We are watching with interest:

  • Lagerstroemia spp – new varieties – formative pruning is critical to ensure a well shaped trees, we will be looking at their susceptibility to Ash Whitefly
  • Celtis tournefortii
  • Malus standards

Recent star performers have been:

  • Pyrus ussuriensis – we have trees over 10 years in age and to date apart from an isolated small pear they have not set fruit.
  • Celtis laevigata – fast growing, drought tolerant, forgiving of abuse including pruning and trenching

When considering a new street tree species which we haven’t used before or do not know we endeavour to speak with people who have experience with the tree.  We are particularly concerned with the potential fruiting habit.  That is the quantity of fruit set and the nature of the fruit when dropped to the footpath.  However we also need to know about its response to both formative and clearance pruning and its propensity to lift adjoining paved surfaces.

The recent street tree audit will provide a clear insight into the many management issues currently facing Council.  From this data it is envisaged that a street tree management plan will be developed addressing both the nominated replacement tree, maintenance regimes for specific streets and also long term replacement proposals.

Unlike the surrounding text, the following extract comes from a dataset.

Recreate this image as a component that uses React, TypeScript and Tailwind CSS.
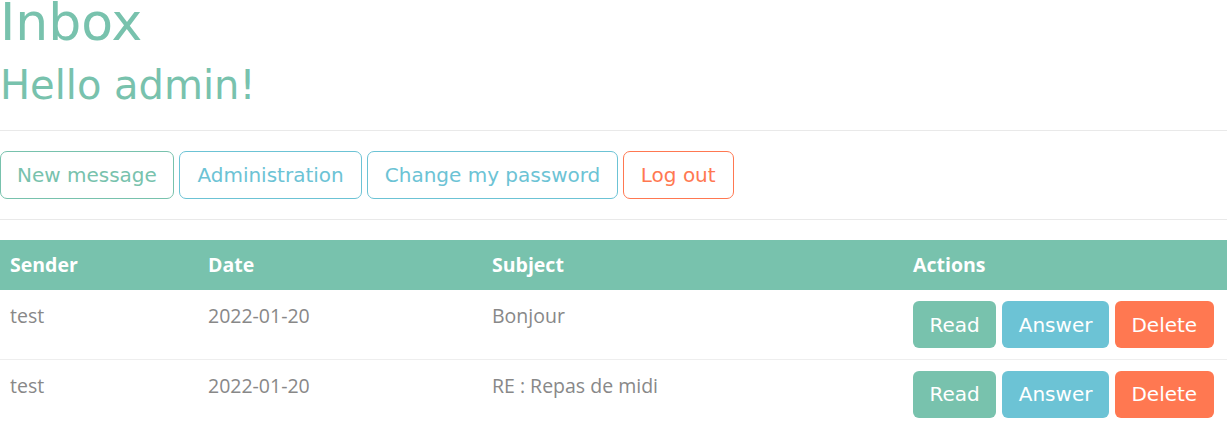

We will also be developing operational guidelines

  • for the installation and maintenance of bud lights; and
  • the installation of root barriers

We shall also continue to seek innovative solutions to enable tree planting to occur where presently we cannot, including the use of root paths, structural soils, root barriers and underground service protection

1 Comment

  1. Michael Dilena on September 25, 2018 at 2:45 pm

    This is an excellent resource. Is there any way to find the name of the big, dark, evergreen (probably) trees at the southern end of Wellington Square?